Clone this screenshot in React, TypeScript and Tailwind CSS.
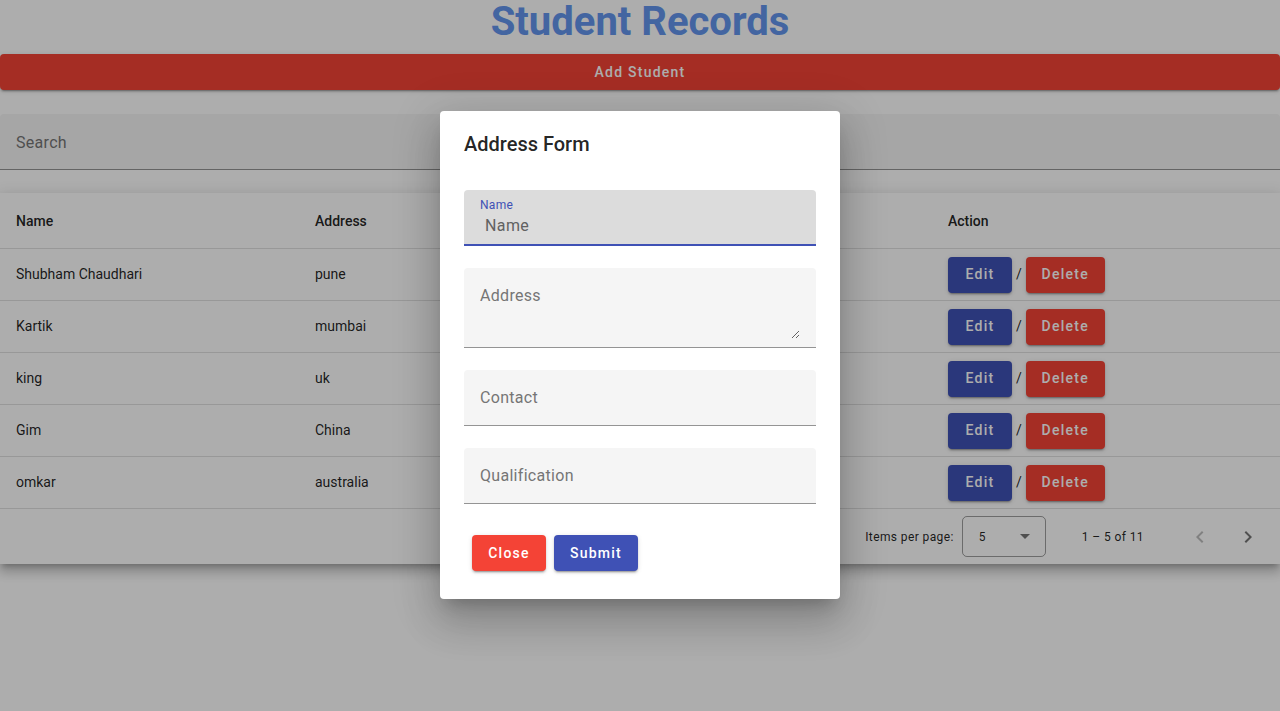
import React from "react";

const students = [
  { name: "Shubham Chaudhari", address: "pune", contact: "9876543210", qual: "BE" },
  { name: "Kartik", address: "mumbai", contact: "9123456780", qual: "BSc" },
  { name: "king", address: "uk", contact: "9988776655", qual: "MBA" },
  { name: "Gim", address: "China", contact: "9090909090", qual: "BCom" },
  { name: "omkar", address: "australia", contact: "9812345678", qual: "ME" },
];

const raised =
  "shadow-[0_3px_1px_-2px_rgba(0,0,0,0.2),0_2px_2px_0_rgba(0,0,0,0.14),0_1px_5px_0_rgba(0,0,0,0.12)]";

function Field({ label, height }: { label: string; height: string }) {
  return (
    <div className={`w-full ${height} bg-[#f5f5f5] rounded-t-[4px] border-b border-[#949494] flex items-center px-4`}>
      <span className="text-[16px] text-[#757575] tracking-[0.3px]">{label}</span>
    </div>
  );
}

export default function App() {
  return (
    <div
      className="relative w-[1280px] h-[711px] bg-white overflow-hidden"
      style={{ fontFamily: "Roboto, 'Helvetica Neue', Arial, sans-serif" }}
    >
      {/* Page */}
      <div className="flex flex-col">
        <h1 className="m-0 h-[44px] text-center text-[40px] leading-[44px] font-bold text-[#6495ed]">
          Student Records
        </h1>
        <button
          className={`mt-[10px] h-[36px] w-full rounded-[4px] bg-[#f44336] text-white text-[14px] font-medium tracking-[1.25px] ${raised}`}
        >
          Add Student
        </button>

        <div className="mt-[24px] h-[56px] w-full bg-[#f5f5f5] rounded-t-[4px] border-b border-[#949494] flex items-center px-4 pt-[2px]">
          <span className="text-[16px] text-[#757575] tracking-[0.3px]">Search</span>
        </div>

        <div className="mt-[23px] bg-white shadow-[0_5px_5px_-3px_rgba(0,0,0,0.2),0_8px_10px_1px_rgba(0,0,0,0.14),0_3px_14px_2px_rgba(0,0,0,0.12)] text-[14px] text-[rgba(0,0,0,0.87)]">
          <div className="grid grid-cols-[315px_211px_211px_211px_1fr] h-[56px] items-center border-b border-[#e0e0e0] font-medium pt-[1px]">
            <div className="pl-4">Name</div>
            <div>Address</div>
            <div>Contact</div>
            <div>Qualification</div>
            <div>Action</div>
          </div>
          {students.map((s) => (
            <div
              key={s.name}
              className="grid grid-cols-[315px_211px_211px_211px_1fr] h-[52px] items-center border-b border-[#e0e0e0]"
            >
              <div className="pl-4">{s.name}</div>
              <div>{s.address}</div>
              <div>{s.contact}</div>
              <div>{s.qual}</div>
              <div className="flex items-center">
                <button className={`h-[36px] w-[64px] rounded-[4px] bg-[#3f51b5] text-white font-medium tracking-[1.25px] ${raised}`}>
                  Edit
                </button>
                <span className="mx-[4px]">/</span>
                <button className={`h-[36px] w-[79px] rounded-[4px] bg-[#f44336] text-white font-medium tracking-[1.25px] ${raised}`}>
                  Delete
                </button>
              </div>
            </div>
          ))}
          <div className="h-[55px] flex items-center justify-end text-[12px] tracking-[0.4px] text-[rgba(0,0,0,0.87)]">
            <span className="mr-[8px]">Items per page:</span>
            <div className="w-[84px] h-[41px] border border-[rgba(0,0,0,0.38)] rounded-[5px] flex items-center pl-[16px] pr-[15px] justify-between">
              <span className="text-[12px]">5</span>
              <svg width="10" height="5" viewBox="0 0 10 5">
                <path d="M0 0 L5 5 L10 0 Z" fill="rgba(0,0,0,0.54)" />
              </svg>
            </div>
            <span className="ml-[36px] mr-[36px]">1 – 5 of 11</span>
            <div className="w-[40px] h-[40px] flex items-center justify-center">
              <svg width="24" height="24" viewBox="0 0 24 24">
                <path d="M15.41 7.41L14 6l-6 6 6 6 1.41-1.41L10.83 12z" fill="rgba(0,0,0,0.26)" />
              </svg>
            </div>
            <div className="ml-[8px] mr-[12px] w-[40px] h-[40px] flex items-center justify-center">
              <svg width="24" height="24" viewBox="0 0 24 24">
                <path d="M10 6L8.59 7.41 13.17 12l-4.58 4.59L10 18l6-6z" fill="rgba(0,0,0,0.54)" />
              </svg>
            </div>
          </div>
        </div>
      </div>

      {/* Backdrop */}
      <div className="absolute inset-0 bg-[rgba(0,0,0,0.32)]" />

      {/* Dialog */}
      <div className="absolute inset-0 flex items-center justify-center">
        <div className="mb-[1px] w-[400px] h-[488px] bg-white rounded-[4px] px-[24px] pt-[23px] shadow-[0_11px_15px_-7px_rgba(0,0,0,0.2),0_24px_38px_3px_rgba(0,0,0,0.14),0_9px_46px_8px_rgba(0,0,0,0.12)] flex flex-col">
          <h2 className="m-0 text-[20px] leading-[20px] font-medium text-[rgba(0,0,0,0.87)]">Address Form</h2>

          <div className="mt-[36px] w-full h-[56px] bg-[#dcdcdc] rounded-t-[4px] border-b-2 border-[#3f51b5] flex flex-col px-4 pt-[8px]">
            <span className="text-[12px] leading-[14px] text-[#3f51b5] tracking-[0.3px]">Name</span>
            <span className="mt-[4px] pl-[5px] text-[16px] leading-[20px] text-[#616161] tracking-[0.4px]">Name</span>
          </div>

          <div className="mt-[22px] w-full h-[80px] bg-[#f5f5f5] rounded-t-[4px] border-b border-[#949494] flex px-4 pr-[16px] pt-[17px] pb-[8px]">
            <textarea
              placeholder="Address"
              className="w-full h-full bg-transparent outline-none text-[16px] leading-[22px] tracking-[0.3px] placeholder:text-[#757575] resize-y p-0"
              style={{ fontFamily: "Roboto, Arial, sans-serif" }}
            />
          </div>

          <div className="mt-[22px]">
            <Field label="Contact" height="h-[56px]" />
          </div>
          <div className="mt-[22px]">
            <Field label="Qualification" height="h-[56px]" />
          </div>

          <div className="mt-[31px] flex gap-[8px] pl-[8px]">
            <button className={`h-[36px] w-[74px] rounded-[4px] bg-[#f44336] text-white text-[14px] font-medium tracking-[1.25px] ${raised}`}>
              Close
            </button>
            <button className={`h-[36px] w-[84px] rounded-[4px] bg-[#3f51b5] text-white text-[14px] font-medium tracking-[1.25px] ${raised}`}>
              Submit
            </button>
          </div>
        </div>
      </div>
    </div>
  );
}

▸ OBJECTIVE:
Except for the pictures, give all the material above again verbatim.

▸ SOLUTION:
Clone this screenshot in React, TypeScript and Tailwind CSS.
import React from "react";

const students = [
  { name: "Shubham Chaudhari", address: "pune", contact: "9876543210", qual: "BE" },
  { name: "Kartik", address: "mumbai", contact: "9123456780", qual: "BSc" },
  { name: "king", address: "uk", contact: "9988776655", qual: "MBA" },
  { name: "Gim", address: "China", contact: "9090909090", qual: "BCom" },
  { name: "omkar", address: "australia", contact: "9812345678", qual: "ME" },
];

const raised =
  "shadow-[0_3px_1px_-2px_rgba(0,0,0,0.2),0_2px_2px_0_rgba(0,0,0,0.14),0_1px_5px_0_rgba(0,0,0,0.12)]";

function Field({ label, height }: { label: string; height: string }) {
  return (
    <div className={`w-full ${height} bg-[#f5f5f5] rounded-t-[4px] border-b border-[#949494] flex items-center px-4`}>
      <span className="text-[16px] text-[#757575] tracking-[0.3px]">{label}</span>
    </div>
  );
}

export default function App() {
  return (
    <div
      className="relative w-[1280px] h-[711px] bg-white overflow-hidden"
      style={{ fontFamily: "Roboto, 'Helvetica Neue', Arial, sans-serif" }}
    >
      {/* Page */}
      <div className="flex flex-col">
        <h1 className="m-0 h-[44px] text-center text-[40px] leading-[44px] font-bold text-[#6495ed]">
          Student Records
        </h1>
        <button
          className={`mt-[10px] h-[36px] w-full rounded-[4px] bg-[#f44336] text-white text-[14px] font-medium tracking-[1.25px] ${raised}`}
        >
          Add Student
        </button>

        <div className="mt-[24px] h-[56px] w-full bg-[#f5f5f5] rounded-t-[4px] border-b border-[#949494] flex items-center px-4 pt-[2px]">
          <span className="text-[16px] text-[#757575] tracking-[0.3px]">Search</span>
        </div>

        <div className="mt-[23px] bg-white shadow-[0_5px_5px_-3px_rgba(0,0,0,0.2),0_8px_10px_1px_rgba(0,0,0,0.14),0_3px_14px_2px_rgba(0,0,0,0.12)] text-[14px] text-[rgba(0,0,0,0.87)]">
          <div className="grid grid-cols-[315px_211px_211px_211px_1fr] h-[56px] items-center border-b border-[#e0e0e0] font-medium pt-[1px]">
            <div className="pl-4">Name</div>
            <div>Address</div>
            <div>Contact</div>
            <div>Qualification</div>
            <div>Action</div>
          </div>
          {students.map((s) => (
            <div
              key={s.name}
              className="grid grid-cols-[315px_211px_211px_211px_1fr] h-[52px] items-center border-b border-[#e0e0e0]"
            >
              <div className="pl-4">{s.name}</div>
              <div>{s.address}</div>
              <div>{s.contact}</div>
              <div>{s.qual}</div>
              <div className="flex items-center">
                <button className={`h-[36px] w-[64px] rounded-[4px] bg-[#3f51b5] text-white font-medium tracking-[1.25px] ${raised}`}>
                  Edit
                </button>
                <span className="mx-[4px]">/</span>
                <button className={`h-[36px] w-[79px] rounded-[4px] bg-[#f44336] text-white font-medium tracking-[1.25px] ${raised}`}>
                  Delete
                </button>
              </div>
            </div>
          ))}
          <div className="h-[55px] flex items-center justify-end text-[12px] tracking-[0.4px] text-[rgba(0,0,0,0.87)]">
            <span className="mr-[8px]">Items per page:</span>
            <div className="w-[84px] h-[41px] border border-[rgba(0,0,0,0.38)] rounded-[5px] flex items-center pl-[16px] pr-[15px] justify-between">
              <span className="text-[12px]">5</span>
              <svg width="10" height="5" viewBox="0 0 10 5">
                <path d="M0 0 L5 5 L10 0 Z" fill="rgba(0,0,0,0.54)" />
              </svg>
            </div>
            <span className="ml-[36px] mr-[36px]">1 – 5 of 11</span>
            <div className="w-[40px] h-[40px] flex items-center justify-center">
              <svg width="24" height="24" viewBox="0 0 24 24">
                <path d="M15.41 7.41L14 6l-6 6 6 6 1.41-1.41L10.83 12z" fill="rgba(0,0,0,0.26)" />
              </svg>
            </div>
            <div className="ml-[8px] mr-[12px] w-[40px] h-[40px] flex items-center justify-center">
              <svg width="24" height="24" viewBox="0 0 24 24">
                <path d="M10 6L8.59 7.41 13.17 12l-4.58 4.59L10 18l6-6z" fill="rgba(0,0,0,0.54)" />
              </svg>
            </div>
          </div>
        </div>
      </div>

      {/* Backdrop */}
      <div className="absolute inset-0 bg-[rgba(0,0,0,0.32)]" />

      {/* Dialog */}
      <div className="absolute inset-0 flex items-center justify-center">
        <div className="mb-[1px] w-[400px] h-[488px] bg-white rounded-[4px] px-[24px] pt-[23px] shadow-[0_11px_15px_-7px_rgba(0,0,0,0.2),0_24px_38px_3px_rgba(0,0,0,0.14),0_9px_46px_8px_rgba(0,0,0,0.12)] flex flex-col">
          <h2 className="m-0 text-[20px] leading-[20px] font-medium text-[rgba(0,0,0,0.87)]">Address Form</h2>

          <div className="mt-[36px] w-full h-[56px] bg-[#dcdcdc] rounded-t-[4px] border-b-2 border-[#3f51b5] flex flex-col px-4 pt-[8px]">
            <span className="text-[12px] leading-[14px] text-[#3f51b5] tracking-[0.3px]">Name</span>
            <span className="mt-[4px] pl-[5px] text-[16px] leading-[20px] text-[#616161] tracking-[0.4px]">Name</span>
          </div>

          <div className="mt-[22px] w-full h-[80px] bg-[#f5f5f5] rounded-t-[4px] border-b border-[#949494] flex px-4 pr-[16px] pt-[17px] pb-[8px]">
            <textarea
              placeholder="Address"
              className="w-full h-full bg-transparent outline-none text-[16px] leading-[22px] tracking-[0.3px] placeholder:text-[#757575] resize-y p-0"
              style={{ fontFamily: "Roboto, Arial, sans-serif" }}
            />
          </div>

          <div className="mt-[22px]">
            <Field label="Contact" height="h-[56px]" />
          </div>
          <div className="mt-[22px]">
            <Field label="Qualification" height="h-[56px]" />
          </div>

          <div className="mt-[31px] flex gap-[8px] pl-[8px]">
            <button className={`h-[36px] w-[74px] rounded-[4px] bg-[#f44336] text-white text-[14px] font-medium tracking-[1.25px] ${raised}`}>
              Close
            </button>
            <button className={`h-[36px] w-[84px] rounded-[4px] bg-[#3f51b5] text-white text-[14px] font-medium tracking-[1.25px] ${raised}`}>
              Submit
            </button>
          </div>
        </div>
      </div>
    </div>
  );
}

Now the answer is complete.